Dividends vs. Governance Woes
As the Indian fiscal year 2026 ends, many listed companies are announcing final dividends with their quarterly results. This practice usually signals a company's financial strength and its commitment to rewarding shareholders. This year, however, the earnings season presents mixed messages. While many financial services firms are expected to pay out, HDFC Bank's situation stands out due to serious governance concerns that contrast sharply with its usual financial updates.
Other Firms Pay Dividends as HDFC Bank Stock Falls
Companies such as ICICI Prudential AMC, Muthoot Finance, and HDFC AMC are announcing dividends reflecting their FY26 performance. ICICI Prudential AMC might recommend a final dividend, adding to its interim payout of ₹14.85 per share. Muthoot Finance has already declared an interim dividend of ₹30 per share. HDFC AMC is also expected to consider a dividend, following a ₹90 per share payout last year.
However, HDFC Bank's situation is different. Its upcoming results and potential dividend are overshadowed by recent problems. The bank's stock recently hit a 52-week low of ₹772 after its part-time Chairman, Atanu Chakraborty, resigned citing ethical concerns. This led to a loss of nearly ₹1 lakh crore in market value and drew scrutiny from SEBI, raising corporate governance questions for India's largest private bank. The bank's P/E ratio stands at 16.74, and the stock has dropped significantly over the past year (-12.47%) and three months (-15.64%). Although analysts maintain 'Buy' ratings with targets suggesting potential upside, these governance concerns remain a major risk. This contrasts with the simpler dividend news from other companies.
BFSI Sector Recovery and Company Valuations
The wider Banking, Financial Services, and Insurance (BFSI) sector faced a tough FY26 with economic ups and downs and pressure on profit margins. However, earnings are expected to improve by 16-17% in FY27-28. The sector's total market value grew about 18% to ₹108 trillion in 2026, showing long-term growth from digitalization and rising retail credit. Hiring in the BFSI sector also shows a strong outlook of 61% for Q1 2026, suggesting companies are planning for growth and technological changes.
Valuations for these companies show mixed trends. HDFC AMC (P/E ~41.00) and ICICI Prudential AMC (P/E 63.2-70.28) are highly valued, suggesting high investor expectations. Crisil (P/E ~39.10, P/BV 9.92) is seen as expensive, with some analysts issuing 'Sell' ratings. Muthoot Finance has a more moderate P/E ratio of 15.7-18.39, within its usual range. Reliance Industrial Infrastructure (RIIL) has a very high P/E of 88.63, indicating it might be overvalued and carries considerable risk.
Key Risks: Governance and High Valuations
The biggest concern for HDFC Bank is its recent governance problems.

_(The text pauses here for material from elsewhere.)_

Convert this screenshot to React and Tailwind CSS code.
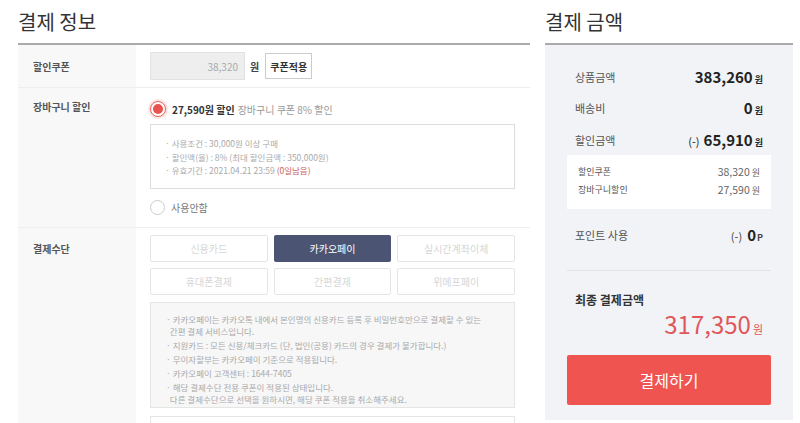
const FONT = { fontFamily: '"Noto Sans CJK KR", "Noto Sans", sans-serif' };

function Radio({ checked, children }) {
  return (
    <div className="flex items-center gap-[6px]">
      {checked ? (
        <span className="w-[16px] h-[16px] rounded-full border border-[#e9625f] bg-white flex items-center justify-center shadow-[0_0_0_2px_#fbe3e2]">
          <span className="w-[10px] h-[10px] rounded-full bg-[#e8524f]" />
        </span>
      ) : (
        <span className="w-[15px] h-[15px] rounded-full border border-[#ccc] bg-white" />
      )}
      {children}
    </div>
  );
}

const methods = ['신용카드', '카카오페이', '실시간계좌이체', '휴대폰결제', '간편결제', '위메프페이'];

export default function App() {
  return (
    <div className="w-[800px] h-[423px] overflow-hidden bg-white flex text-[#333]" style={FONT}>
      {/* 결제 정보 */}
      <div className="ml-[18px] w-[512px] flex flex-col">
        <h2 className="shrink-0 h-[45px] pt-[9px] text-[20px] leading-[26px] text-[#333] border-b-2 border-[#aaa]">결제 정보</h2>

        <div className="shrink-0 flex h-[43px] border-b border-[#eee]">
          <div className="w-[118px] bg-[#f8f8f8] pl-[15px] flex items-center text-[10px] font-bold text-[#555]">할인쿠폰</div>
          <div className="flex-1 pl-[14px] flex items-center">
            <div className="w-[95px] h-[28px] bg-[#eee] border border-[#e2e2e2] flex items-center justify-end pr-[6px] text-[10px] text-[#aaa]">38,320</div>
            <span className="ml-[5px] text-[10px] font-bold text-[#444]">원</span>
            <button className="ml-[6px] w-[47px] h-[26px] border border-[#ccc] bg-white text-[10px] font-bold text-[#333]">쿠폰적용</button>
          </div>
        </div>

        <div className="shrink-0 flex h-[140px] border-b border-[#eee]">
          <div className="w-[118px] bg-[#f8f8f8] pl-[15px] pt-[11px] text-[10px] font-bold text-[#555]">장바구니 할인</div>
          <div className="flex-1 pl-[14px] pt-[13px] pr-[15px]">
            <Radio checked>
              <span className="text-[10px]">
                <b className="text-[#333]">27,590원 할인</b>
                <span className="text-[#999] ml-[3px]">장바구니 쿠폰 8% 할인</span>
              </span>
            </Radio>
            <div className="mt-[7px] h-[65px] border border-[#ddd] pl-[14px] pt-[12px] text-[8.5px] leading-[13.5px] text-[#aaa]">
              <p>· 사용조건 : 30,000원 이상 구매</p>
              <p>· 할인액(율) : 8% (최대 할인금액 : 350,000원)</p>
              <p>· 유효기간 : 2021.04.21 23:59 <span className="text-[#c9605c]">(0일남음)</span></p>
            </div>
            <div className="mt-[11px]">
              <Radio>
                <span className="text-[10px] text-[#777]">사용안함</span>
              </Radio>
            </div>
          </div>
        </div>

        <div className="flex flex-1 min-h-0 overflow-hidden">
          <div className="w-[118px] bg-[#f8f8f8] pl-[15px] pt-[13px] text-[10px] font-bold text-[#555]">결제수단</div>
          <div className="flex-1 pl-[14px] pt-[7px] pr-[15px]">
            <div className="grid grid-cols-3 gap-x-[6px] gap-y-[6px]">
              {methods.map((m) => (
                <div
                  key={m}
                  className={
                    m === '카카오페이'
                      ? 'h-[27px] rounded-[2px] bg-[#4b5573] text-white text-[10px] flex items-center justify-center'
                      : 'h-[27px] rounded-[2px] border border-[#e5e5e5] bg-white text-[#d6d6d6] text-[10px] flex items-center justify-center'
                  }
                >
                  {m}
                </div>
              ))}
            </div>
            <div className="mt-[7px] h-[106px] bg-[#f7f7f7] border border-[#e5e5e5] pl-[15px] pt-[10px] text-[8.5px] leading-[12px] text-[#aaa]">
              <p>· 카카오페이는 카카오톡 내에서 본인명의 신용카드 등록 후 비밀번호만으로 결제할 수 있는<br />&nbsp;&nbsp;간편 결제 서비스입니다.</p>
              <p className="mt-[2px]">· 지원카드 : 모든 신용/체크카드 (단, 법인(공용) 카드의 경우 결제가 불가합니다.)</p>
              <p className="mt-[2px]">· 무이자할부는 카카오페이 기준으로 적용됩니다.</p>
              <p className="mt-[2px]">· 카카오페이 고객센터 : 1644-7405</p>
              <p className="mt-[2px]">· 해당 결제수단 전용 쿠폰이 적용된 상태입니다.<br />&nbsp;&nbsp;다른 결제수단으로 선택을 원하시면, 해당 쿠폰 적용을 취소해주세요.</p>
            </div>
            <div className="mt-[8px] h-[20px] border border-[#e5e5e5] border-b-0" />
          </div>
        </div>
      </div>

      {/* 결제 금액 */}
      <div className="ml-[15px] w-[248px] flex flex-col">
        <h2 className="shrink-0 h-[45px] pt-[9px] text-[20px] leading-[26px] text-[#333] border-b-2 border-[#aaa]">결제 금액</h2>
        <div className="h-[375px] bg-[#f2f3f6] px-[22px] pt-[22px]">
          <div className="px-[8px] flex justify-between items-center h-[20px]">
            <span className="text-[11px] text-[#555]">상품금액</span>
            <span className="font-bold text-[15px] text-[#222]">383,260<span className="text-[9px] ml-[2px]">원</span></span>
          </div>
          <div className="mt-[11px] px-[8px] flex justify-between items-center h-[20px]">
            <span className="text-[11px] text-[#555]">배송비</span>
            <span className="font-bold text-[15px] text-[#222]">0<span className="text-[9px] ml-[2px]">원</span></span>
          </div>
          <div className="mt-[12px] px-[8px] flex justify-between items-center h-[20px]">
            <span className="text-[11px] text-[#555]">할인금액</span>
            <span className="font-bold text-[15px] text-[#222]"><span className="font-normal text-[11px] mr-[4px]">(-)</span>65,910<span className="text-[9px] ml-[2px]">원</span></span>
          </div>
          <div className="mt-[5px] h-[54px] bg-white px-[11px] pt-[9px] text-[9px] text-[#555]">
            <div className="flex justify-between items-center h-[16px]">
              <span>할인쿠폰</span>
              <span className="text-[10.5px] text-[#666]">38,320<span className="text-[9px] ml-[2px]">원</span></span>
            </div>
            <div className="mt-[2px] flex justify-between items-center h-[16px]">
              <span>장바구니할인</span>
              <span className="text-[10.5px] text-[#666]">27,590<span className="text-[9px] ml-[2px]">원</span></span>
            </div>
          </div>
          <div className="mt-[16px] px-[8px] flex justify-between items-center h-[20px]">
            <span className="text-[11px] text-[#555]">포인트 사용</span>
            <span className="text-[11px] text-[#444]">(-)<b className="ml-[5px] text-[15px] text-[#222]">0</b><b className="text-[9px] ml-[1px]">P</b></span>
          </div>
          <div className="mt-[25px] border-t border-[#e2e3e7]" />
          <div className="mt-[20px] px-[8px] text-[12px] font-bold text-[#333]">최종 결제금액</div>
          <div className="px-[8px] text-right text-[24px] leading-[30px] text-[#e0575b]">317,350<span className="text-[11px] ml-[2px]">원</span></div>
          <button className="mt-[11px] w-full h-[50px] rounded-[2px] bg-[#ef5451] text-white text-[16px]">결제하기</button>
        </div>
      </div>
    </div>
  );
}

Chairman Atanu Chakraborty's sudden resignation over ethical issues has drawn more attention from regulators and investors. Worries about who will lead the bank next, as the CEO's term is up for renewal, add to the pressure. Outside of HDFC Bank, Crisil's high valuation and some 'Sell' ratings from analysts point to risk. RIIL's very high P/E, slow sales growth, and low returns suggest deeper operational problems. ICICI Prudential AMC and HDFC AMC, despite positive analyst views, trade at prices that offer little room for error if they don't meet growth targets.
Outlook: Sector Growth Hinges on Stability
Looking ahead, the Indian BFSI sector is expected to gradually recover, with earnings projected to grow significantly in FY27-28. While dividends add shareholder value, steady profits, smart use of money, and strong governance are key for future returns. For HDFC Bank, fixing its governance issues and ensuring stable leadership are crucial to regain investor trust. Analysts expect HDFC AMC's stock to reach ₹3,027.50, suggesting a positive view. Digitalization and formalization in the sector offer long-term support, but short-term performance will depend on how companies manage their risks and the overall economy.